Five Common Landlord Mistakes That Should Not Be Overlooked

Owning a rental property and generating extra income from your place sounds like a great plan — everyone is looking for some great, passive income stream.

While the prospect of rental income is motivating, there’s a lot more that goes into successfully managing a rental property. Som the question is: how do you effectively manage a property enough for it to generate a good side income, geared perhaps towards retirement

Real estate is considered a leveraged investment and has its pressure points, and because of this, you should be careful about what decisions you make with regard to your rental investment.

If you’re thinking about making an investment, check out the five common mistakes landlords make, which you should work very hard to avoid.  

1. Ignoring the Importance of a Property’s Location

Treating your rental property as a business requires you to think hard before even purchasing it. Is it located in a prime location, let’s say Chicago or New York, that has a huge influx of potential tenants? This is important because if you buy a property in a location with poor tenant demand, it will definitely negatively impact both the rental price and the type of tenants you get.

Out of frustration, you might end up leasing your property out to someone whom you don’t like, and at bottom-barrel prices too.

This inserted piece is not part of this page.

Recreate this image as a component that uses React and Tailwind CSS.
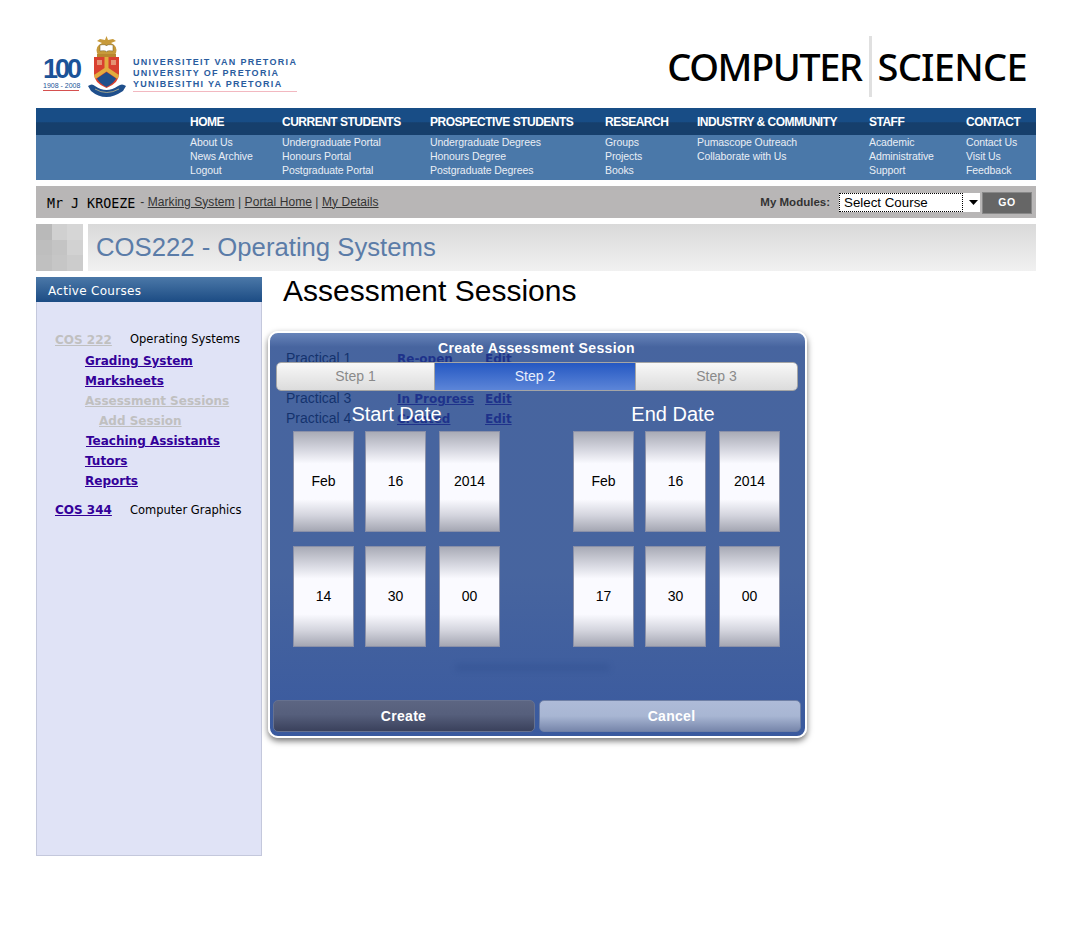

An important quality of good rental properties is the ability to rent it out fast without any headaches, and buying a property close to major economic and educational hubs of growing cities is highly recommended. This way, your rental property appeals to a wide variety of tenant — students, young professionals, commuters, etc., many of whom would make fantastic tenants. It is always recommended that you purchase your investment property using the help of local realtors, unless you’re a real estate expert. To find the best local realtors in Canada and the U.S. you can use services like Wowa and Homelight.

2. Finding a Great Mortgage Rates

Finding suitable mortgage rates will keep you from becoming financially overstretched, as the main cost of a property is the mortgage interest which the landlord pays for the house. As much as possible, decrease this cost by searching for the lowest mortgage rates.    

As of today, mortgage rates in the U.S. are extremely low, so perhaps now is a great time for your first real estate investment.

3. Paying Out Mortgage Fast

It seems like such a noble feat to clear off your mortgage very fast, but does it have any actual benefits for you? Not really.

When you pay off your mortgage fast, it means you can’t use your mortgage monthly payments as a cost of rental properties, and a bigger part of the rental income becomes taxable. Here’s what you can do if you have extra cash: pay off the mortgage on your principal home instead of the one on your rental property if you have those options. But be sure to talk to your accountant before doing anything specifically for tax purposes.

4. Lazy Background Checks for Tenants

An eagerness to get tenants into your house and earn a rental income shouldn’t make you rush into an agreement with a tenant without conducting a thorough tenant background check. Checking through the potential tenant’s credit report for a history of late payments, verifying their references from previous landlords and employers are essential parts of the process, even if this tenant doesn’t seem like a defaulter. Allowing yourself to get pressured will likely cost you a lot in the long run.

5. Thinking You Can Do Everything on Your Own  

Hiring a good rental agent to help you sort out tenants and complete their background checks will help you focus on other things in your life. Maybe you can use this time to source more upcoming deals?

The same goes for a property manager who helps you avoid the headache of running a rental property, such as repairs and property maintenance, on a daily basis. But if you think you can handle it all on your own, you’re likely to fall into a multitude of headaches throughout the year.

Making certain mistakes as the owner of a rental property can, and will, cost you a lot. Knowing how to handle mortgages, delegating responsibilities, conducting proper background checks on potential tenants and choosing a home in the right location are tips to save you from making bad choices.   

Make sure you cover all your bases and good luck with your investment!